According to the coding consortium Unicode, the organization that decides which symbols are going to be translated into emojis, the update will begin in April 2019 and will go throughout the year.
Alongside with the blood drop emoji, we’ll get about 59 new symbols with 171 variants for gender and skin tone.
The importance of the period emoji
Emojis play a huge role in our digital vocabulary, and it goes way beyond cultural barriers. We use them to communicate on a daily basis, and they have become sort of a new language for the younger generations.
Until now, girls had no way of expressing themselves during their painful period days. There wasn’t a single emoji that could sum up what they actually feel, so they had to improvise and use different emojis that even slightly resembled what they go through during their period.
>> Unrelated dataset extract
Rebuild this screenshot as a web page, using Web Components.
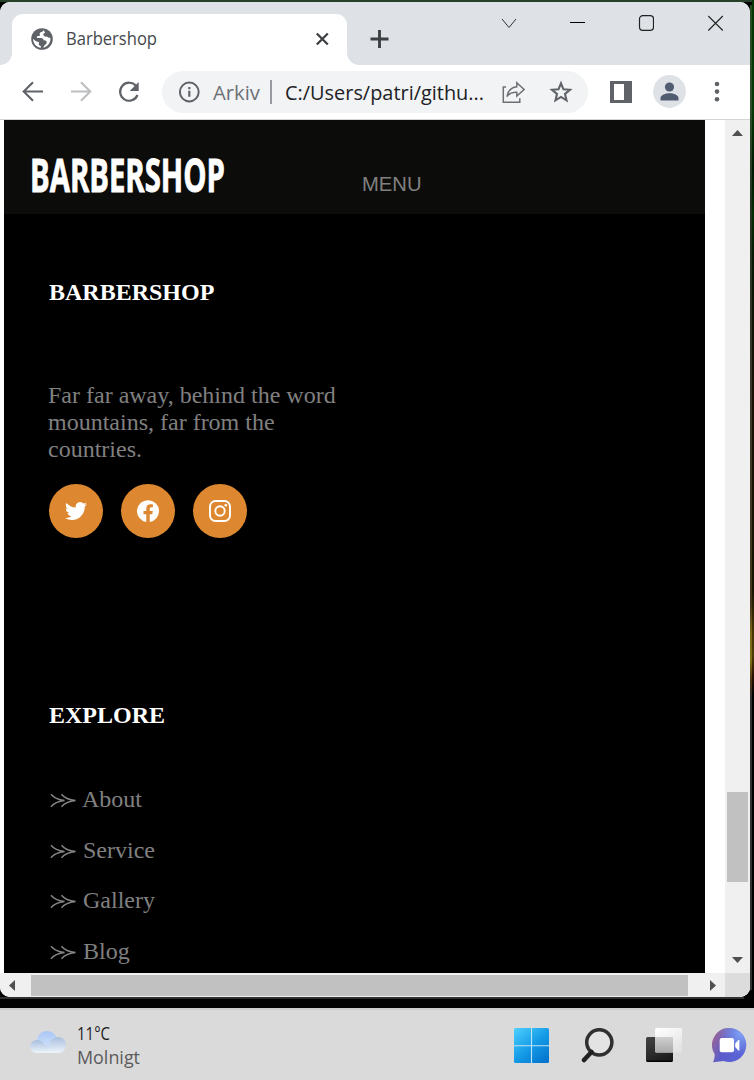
<!DOCTYPE html>
<html lang="sv"><head><meta charset="utf-8"><title>Barbershop</title>
<style>
html,body{margin:0;width:754px;height:1080px;overflow:hidden}
body{background:#000;font-family:"Open Sans","Noto Sans",sans-serif}
</style></head><body>
<desktop-screen></desktop-screen>
<script>
const define=(name,html,init)=>{
  const t=document.createElement('template');t.innerHTML=html;
  customElements.define(name,class extends HTMLElement{
    constructor(){super();this.attachShadow({mode:'open'}).append(t.content.cloneNode(true));}
    connectedCallback(){if(init)init(this);}
  });
};

// Single line of text squeezed or stretched to the width given in "w"
define('fit-text',`<style>:host{display:block;white-space:nowrap;overflow:visible;flex:none}
span{display:inline-block;transform-origin:0 50%;vertical-align:top}</style><span><slot></slot></span>`,el=>{
  const w=+el.getAttribute('w'),s=el.shadowRoot.querySelector('span');
  el.style.width=w+'px';
  s.style.transform='scaleX('+(w/s.getBoundingClientRect().width)+')';
});

define('browser-tabs',`<style>
:host{display:flex;height:63px;background:#dee1e6;box-sizing:border-box;padding-top:12px;align-items:flex-start}
.tab{width:335px;height:51px;margin-left:12px;background:#fff;border-radius:11px 11px 0 0;display:flex;align-items:center;box-sizing:border-box;padding:0 18px 2px 18px;position:relative}
.tab::before,.tab::after{content:"";position:absolute;bottom:0;width:12px;height:12px}
.tab::before{left:-12px;background:radial-gradient(circle at 0 0,transparent 11.5px,#fff 12.2px)}
.tab::after{right:-12px;background:radial-gradient(circle at 100% 0,transparent 11.5px,#fff 12.2px)}
fit-text{font-size:18px;line-height:24px;color:#45494d;margin:-2px auto 0 12px}
svg{display:block;flex:none}
.plus{margin:15px 0 0 22px}
.win{display:flex;margin-left:auto;padding:0 26px 0 0;gap:52px}
</style>
<div class="tab">
<svg width="24" height="24" viewBox="0 0 24 24"><circle cx="12" cy="12" r="10.8" fill="#5f6368"/><path d="M13.7 3.2c-.7.4-1.5.8-1.3 1.8-1 0-2.500.3-2.700 1.500-.2 1 .6 1.700 0 2.300-.7.500-1.700.1-2.600.500-.7.5-.3 1.700.6 1.800h3.500c1.600 0 2.400 1 2.500 2.300 1.600-.2 3.100.5 3 2-.1 1.500-1.600 2.200-2.600 3.300l-.8 2c4.200-1 7.100-4.600 7.100-8.700l-.3-1.600c-1.300.5-2.600.3-3.200-.8-1.400.3-3.100-.2-3.500-1.600-.3-1.200.7-2 1.800-2.200zM3.100 11.700c0 4.900 3.300 8.500 7.700 9.100v-1.900c-1.500-.2-2.200-1.100-2-2.700l.2-1.300c-2.500-.2-4.400-1.300-5.900-3.200z" fill="#fff"/></svg>
<fit-text w="91">Barbershop</fit-text>
<svg width="14" height="14" viewBox="0 0 14 14"><path d="M1.800 1.500l11 11M12.800 1.500l-11 11" stroke="#3c4043" stroke-width="2.300"/></svg>
</div>
<svg class="plus" width="20" height="20" viewBox="0 0 20 20"><path d="M10.500 1v18M1.500 10h18" stroke="#3c4043" stroke-width="2.900"/></svg>
<div class="win">
<svg width="18" height="18" viewBox="0 0 18 18"><path d="M2 5l7 8.500L16 5" fill="none" stroke="#333" stroke-width="1"/></svg>
<svg width="15" height="18" viewBox="0 0 15 18" style="margin-right:1px"><path d="M0 8.500h15" stroke="#000"/></svg>
<svg width="16" height="18" viewBox="0 0 16 18"><rect x="1.500" y="1.600" width="14" height="14.800" rx="3.300" fill="none" stroke="#222" stroke-width="1.200"/></svg>
<svg width="18" height="18" viewBox="0 0 18 18"><path d="M2.300 2l14.500 14.500M16.800 2L2.300 16.500" stroke="#222" stroke-width="1.100"/></svg>
</div>`);

define('browser-toolbar',`<style>
:host{display:flex;height:55px;background:#fff;box-sizing:border-box;border-bottom:1px solid #d3d5d8;align-items:center;padding-left:22px}
svg{display:block;flex:none}
.omni{width:426px;height:42px;border-radius:21px;background:#f1f3f4;display:flex;align-items:center;box-sizing:border-box;padding-left:16px;margin-left:22px;flex:none}
fit-text{font-size:20.500px;line-height:28px;color:#202124;margin-top:0}
.dim{color:#6d7176;margin-left:12px}
i{width:2px;height:24px;background:#96999d;margin:0 13px 0 11px;flex:none}
</style>
<svg width="22" height="22" viewBox="0 0 22 22"><path d="M21 10.500H2M11 1.200L1.700 10.500l9.300 9.300" fill="none" stroke="#5f6368" stroke-width="2.100"/></svg>
<svg style="margin-left:26px" width="22" height="22" viewBox="0 0 22 22"><path d="M1 10.500h19M11 1.200l9.300 9.300-9.300 9.300" fill="none" stroke="#bcbec0" stroke-width="2.100"/></svg>
<svg style="margin-left:26px" width="22" height="22" viewBox="0 0 22 22"><path d="M18.300 5.300A9 9 0 1 0 19.500 14" fill="none" stroke="#5f6368" stroke-width="2.200"/><path d="M20.700 1v9h-9z" fill="#5f6368"/></svg>
<div class="omni">
<svg width="22" height="22" viewBox="0 0 22 22"><circle cx="11.300" cy="11" r="9.400" fill="none" stroke="#5f6368" stroke-width="2"/><path d="M11.300 6v2.200M11.300 9.800v6" stroke="#5f6368" stroke-width="2.200"/></svg>
<fit-text class="dim" w="47" style="margin-left:13px;margin-right:-1px">Arkiv</fit-text><i></i>
<fit-text w="199">C:/Users/patri/githu...</fit-text>
<svg style="margin-left:17px" width="25" height="24" viewBox="0 0 25 24"><path d="M5 7H2.300v15.300h16.500v-4" fill="none" stroke="#6c7074" stroke-width="1.500"/><path d="M15.800 2.800l7.300 6.700-7.300 6.500v-3.800c-4.500-.2-7.500 1-9.800 4.300.8-5.500 4.200-9 9.800-9.700z" fill="none" stroke="#6c7074" stroke-width="1.500"/></svg>
<svg style="margin-left:23px" width="24" height="24" viewBox="0 0 24 24"><path d="M12 3.300l2.500 6 6.500.5-5 4.200 1.500 6.300-5.500-3.400-5.500 3.400L8 14 3 9.800l6.500-.5z" fill="none" stroke="#5f6368" stroke-width="2.100"/></svg>
</div>
<svg style="margin-left:22px" width="22" height="22" viewBox="0 0 22 22"><path d="M0 0h22v22H0zM4 3v16h10V3z" fill="#5f6368" fill-rule="evenodd"/></svg>
<svg style="margin-left:20px" width="34" height="34" viewBox="0 0 34 34"><circle cx="17.500" cy="16.500" r="16.400" fill="#dee1e6"/><circle cx="17.500" cy="12" r="4.600" fill="#525c70"/><path d="M8.500 25.500v-2.500c0-3 5-4.800 9-4.800s9 1.800 9 4.800v2.500z" fill="#525c70"/></svg>
<svg style="margin-left:28px" width="6" height="22" viewBox="0 0 6 22"><g fill="#5f6368"><circle cx="3" cy="3" r="2.300"/><circle cx="3" cy="10.600" r="2.300"/><circle cx="3" cy="18.200" r="2.300"/></g></svg>`);

define('site-header',`<style>
:host{display:flex;height:94px;background:#0c0c0a;align-items:flex-start}
.logo{font:700 47px/50px "Open Sans",sans-serif;-webkit-text-stroke:.9px #fff;color:#fff;margin:29px 0 0 26px}
.menu{font:21px/24px "Liberation Sans",Arial,sans-serif;color:#808080;margin:52px 0 0 136.500px}
</style><fit-text class="logo" w="195">BARBERSHOP</fit-text><fit-text class="menu" w="59.5">MENU</fit-text>`);

define('social-button',`<style>:host{display:flex;width:54px;height:54px;border-radius:50%;background:#dd8830;align-items:center;justify-content:center;color:#fff}</style><slot></slot>`);

define('explore-link',`<style>:host{display:flex;height:27px;line-height:27px;align-items:center}
svg{display:block;width:27px;height:15px;margin:2px 6px 0 1px}:host(:first-child) svg{margin-right:5px}</style>
<svg viewBox="0 0 27 15"><path d="M1 1.200C4 5 8.500 6.800 14.500 7.500 8.500 8.200 4 10 1 13.800M11.500 1.200C14.500 5 19 6.800 25.500 7.500 19 8.200 14.500 10 11.500 13.800" fill="none" stroke="#858585" stroke-width="1.400"/></svg><slot></slot>`);

define('site-page',`<style>
:host{display:block;background:#000;height:853px;overflow:hidden;width:701px;font-family:"Liberation Serif","Times New Roman",serif;font-size:24px;color:#808080}
h2{font-size:24px;line-height:27px;color:#fff;margin:0 0 0 45px}
p{margin:76px 0 0 44px;width:300px;line-height:27px}
.social{display:flex;gap:18px;margin:21px 0 0 45px}
nav{display:grid;row-gap:23.700px;margin:57px 0 0 45px}
svg{display:block}
</style>
<site-header></site-header>
<h2 style="margin-top:65px">BARBERSHOP</h2>
<p>Far far away, behind the word mountains, far from the countries.</p>
<div class="social">
<social-button><svg width="22" height="22" viewBox="0 0 24 24" fill="#fff"><path d="M23.950 4.570a10 10 0 0 1-2.820.78 4.960 4.960 0 0 0 2.160-2.730c-.95.560-2 .960-3.130 1.190a4.920 4.920 0 0 0-8.380 4.480C7.690 8.100 4.070 6.130 1.640 3.160a4.820 4.820 0 0 0-.67 2.480c0 1.710.87 3.210 2.190 4.100a4.900 4.900 0 0 1-2.230-.62v.06a4.920 4.920 0 0 0 3.950 4.830 4.860 4.860 0 0 1-2.210.08 4.930 4.930 0 0 0 4.600 3.420A9.870 9.870 0 0 1 0 19.540a13.990 13.990 0 0 0 7.550 2.210c9.050 0 14-7.500 14-13.980 0-.21 0-.42-.02-.63a9.940 9.940 0 0 0 2.460-2.550z"/></svg></social-button>
<social-button><svg width="22" height="22" viewBox="0 0 16 16" fill="#fff"><path d="M16 8.050A8 8 0 1 0 6.750 16v-5.620H4.720V8.050h2.030V6.280c0-2.020 1.200-3.130 3.020-3.130.88 0 1.790.160 1.790.160v1.980h-1c-1 0-1.310.620-1.310 1.260v1.500h2.220l-.36 2.330H9.250V16A8 8 0 0 0 16 8.050z"/></svg></social-button>
<social-button><svg width="22" height="22" viewBox="0 0 22 22" fill="none" stroke="#fff" stroke-width="1.900"><rect x="1" y="1" width="20" height="20" rx="5.500"/><circle cx="11" cy="11" r="4.700"/><circle cx="16.800" cy="5.200" r="1.300" fill="#fff" stroke="none"/></svg></social-button>
</div>
<h2 style="margin-top:164px">EXPLORE</h2>
<nav><explore-link>About</explore-link><explore-link>Service</explore-link><explore-link>Gallery</explore-link><explore-link>Blog</explore-link></nav>`);

define('scroll-v',`<style>:host{display:flex;flex-direction:column;align-items:center;background:#f0f0f0;padding-top:10px;box-sizing:border-box}
svg{display:block}i{display:block;width:21px;height:90px;background:#c1c1c1;margin:656px 0 75px}</style>
<svg width="11" height="6"><path d="M0 6l5.500-6L11 6z" fill="#505050"/></svg><i></i>
<svg width="11" height="6"><path d="M0 0l5.500 6L11 0z" fill="#505050"/></svg>`);

define('scroll-h',`<style>:host{display:flex;height:24px;background:#f0f0f0;align-items:center}
svg{display:block}i{display:block;width:657px;height:21px;background:#c1c1c1;margin:0 22px 0 16px}b{display:block;width:25px;height:24px;background:#dcdcdc;margin-left:auto}</style>
<svg width="6" height="11" style="margin-left:9px"><path d="M6 0L0 5.500 6 11z" fill="#505050"/></svg><i></i>
<svg width="6" height="11"><path d="M0 0l6 5.500L0 11z" fill="#505050"/></svg><b></b>`);

define('browser-window',`<style>:host{display:block;width:750px;height:995px;border-radius:10px;overflow:hidden;background:#fff}
.view{display:grid;grid-template-columns:701px 25px;justify-content:space-between;height:853px;padding-left:4px}</style>
<browser-tabs></browser-tabs><browser-toolbar></browser-toolbar>
<div class="view"><site-page></site-page><scroll-v></scroll-v></div><scroll-h></scroll-h>`);

define('task-bar',`<style>:host{display:flex;height:72px;background:#dadada;border-top:2px solid #cbcbcb;box-sizing:border-box;padding-left:29px;align-items:flex-start;overflow:hidden}
svg{display:block;flex:none}.w{margin:11px 0 0 10px;font-size:17.500px;line-height:24px;color:#1c1c1c;width:64px}.w fit-text+fit-text{color:#5b5b5b}
.apps{display:flex;margin:18px 0 0 373px;flex:none}</style>
<svg style="margin-top:20px" width="38" height="25" viewBox="0 0 38 25"><defs><linearGradient id="a" x2="0" y2="1"><stop stop-color="#a9c6f5"/><stop offset="1" stop-color="#d9e8fa"/></linearGradient><linearGradient id="b" x2="0" y2="1"><stop stop-color="#a9bedd"/><stop offset="1" stop-color="#edf5fb"/></linearGradient></defs><circle cx="18" cy="11.500" r="10.500" fill="url(#a)"/><path d="M8 10c4 0 6 2 8 5l6 2v6H7.500A6.500 6.500 0 0 1 8 10z" fill="url(#b)"/><path d="M12 23c5-3 9-4 9-8a8 8 0 1 1 8 8z" fill="url(#b)"/></svg>
<div class="w"><fit-text w="33">11°C</fit-text><fit-text w="63">Molnigt</fit-text></div>
<div class="apps">
<svg width="35" height="35" viewBox="0 0 35 35"><defs><linearGradient id="c" gradientUnits="userSpaceOnUse" x1="0" y1="0" x2="30" y2="35"><stop stop-color="#4fd0ff"/><stop offset=".55" stop-color="#149be6"/><stop offset="1" stop-color="#0474ce"/></linearGradient></defs><rect width="35" height="35" rx="1.500" fill="url(#c)"/><path d="M17.500 0v35M0 17.700h35" stroke="#bfe2f6" stroke-width="1.100"/></svg>
<svg style="margin-left:32px" width="33" height="35" viewBox="0 0 33 35"><circle cx="18.300" cy="14.300" r="12.600" fill="#e3e3e3" stroke="#303030" stroke-width="3.500"/><path d="M10.500 24L3 32" stroke="#202020" stroke-width="4.500" stroke-linecap="round"/></svg>
<svg style="margin-left:32px" width="36" height="35" viewBox="0 0 36 35"><defs><linearGradient id="d" x2=".5" y2="1"><stop stop-color="#454545"/><stop offset="1" stop-color="#1c1c1c"/></linearGradient><linearGradient id="e" x2=".5" y2="1"><stop stop-color="#fff"/><stop offset="1" stop-color="#e4e4e4"/></linearGradient><linearGradient id="g" x2="0" y2="1"><stop stop-color="#cfcfcf"/><stop offset="1" stop-color="#a9a9a9"/></linearGradient></defs><rect y="9" width="27" height="25" rx="1.500" fill="url(#d)"/><path d="M1 33.300h25" stroke="#000" stroke-width="1.300"/><rect x="9" width="27" height="24.500" rx="1.500" fill="url(#e)"/><path d="M9 9h18v15.500H10L9 23.500z" fill="url(#g)"/></svg>
<svg style="margin-left:30px" width="35" height="35" viewBox="0 0 35 35"><defs><linearGradient id="f" x1=".1" y1=".25" x2=".75" y2=".6"><stop stop-color="#92659f"/><stop offset=".55" stop-color="#5b5cc8"/><stop offset="1" stop-color="#5b62d4"/></linearGradient><radialGradient id="h" cx=".85" cy=".15" r=".65"><stop stop-color="#7fa2f5"/><stop offset="1" stop-color="#7fa2f5" stop-opacity="0"/></radialGradient></defs><path d="M17.500 0a17 17 0 1 1-6 33L1 34.300c1.300-3.500 2-6 1.500-8.500A17 17 0 0 1 17.500 0z" fill="url(#f)"/><path d="M17.500 0a17 17 0 1 1-6 33L1 34.300c1.300-3.500 2-6 1.500-8.500A17 17 0 0 1 17.500 0z" fill="url(#h)"/><rect x="7.700" y="10" width="14.300" height="14.300" rx="2" fill="#fff"/><path d="M23.200 15.500l3.200-3.500h1v10.500h-1l-3.200-3.500z" fill="#fff"/></svg>
</div>`);

define('desktop-screen',`<style>:host{display:flex;flex-direction:column;width:754px;height:1080px;justify-content:space-between;box-sizing:border-box;overflow:hidden;
background:linear-gradient(#26402a,#26402a) 0 0/752px 2px no-repeat,linear-gradient(#303030,#303030) 0 997px/744px 2px no-repeat,linear-gradient(#244b20,#2f4b2a 100px,#23321f 200px,#3c3628 400px,#44361c 600px,#79631a 626px,#806e17 655px,#513314 675px,#303030 695px,#303030 990px) 750px 5px/2px 985px no-repeat,linear-gradient(#063606,#063706 110px,#011802 170px,#042e04 215px,#081705 260px,#1a1004 400px,#171402 590px,#443505 630px,#4d3e06 655px,#2d1203 675px,#000 695px) 752px 0/2px 997px no-repeat,#000}
browser-window{margin-top:2px}</style>
<browser-window></browser-window><task-bar></task-bar>`);
</script></body></html>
However, after a call by the Plan International to include a menstruation emoji, more than 50,000 people have responded. As a result, a red blood drop emoji is officially announced.
Lucy Russel, the head of Girls Rights at the Plan International said that 800 million women around the world are experiencing periods every month, and thanks to the inclusion of this emoji, they can finally express themselves. This is a huge step towards normalizing periods and smashing the stigma that surrounds them.
Since young age, women have been taught to manage their periods in silence, and this has led to huge gaps in education.
The latest report by Plan International U.K. revealed that more than a quarter of the girls didn’t know what to do when they first got their period, 14% didn’t even know what was happening and 71% feel embarrassment when buying sanitary products. In addition, about 1 in 10 women are not comfortable talking about menstruation with their female friends.
These numbers are concerning and reveal a culture of stigma and the fact that periods are still surrounded by shame.
Why a blood drop?
In 2017, Plan International started a petition for creating a period emoji. They also came up with 5 different designs: a pad with a blood stain, a uterus, blood drops on white underwear, a calendar with blood drops, and three blood droplets with different moods.
After 54,600 women and girls have casted their vote, the period pants emoji was chosen as the winner, and was then submitted to the Unicode Consortium.
Sadly, the design got rejected, but Plan International still didn’t give up. They teamed up with NHS Blood and Transplant and submitted a new proposal for a blood drop emoji, which was then accepted by Unicode.
The blood drop has many usages. The symbol may be used to indicate menstruation, blood donations, injury, diseases, blood disorders, etc.
The emoji is just another part of the process of making society look at periods as a completely natural and normal thing all women go through on a monthly basis. Moreover, it will surely help change the conversation and ultimately result in ending the shame around periods once and for all.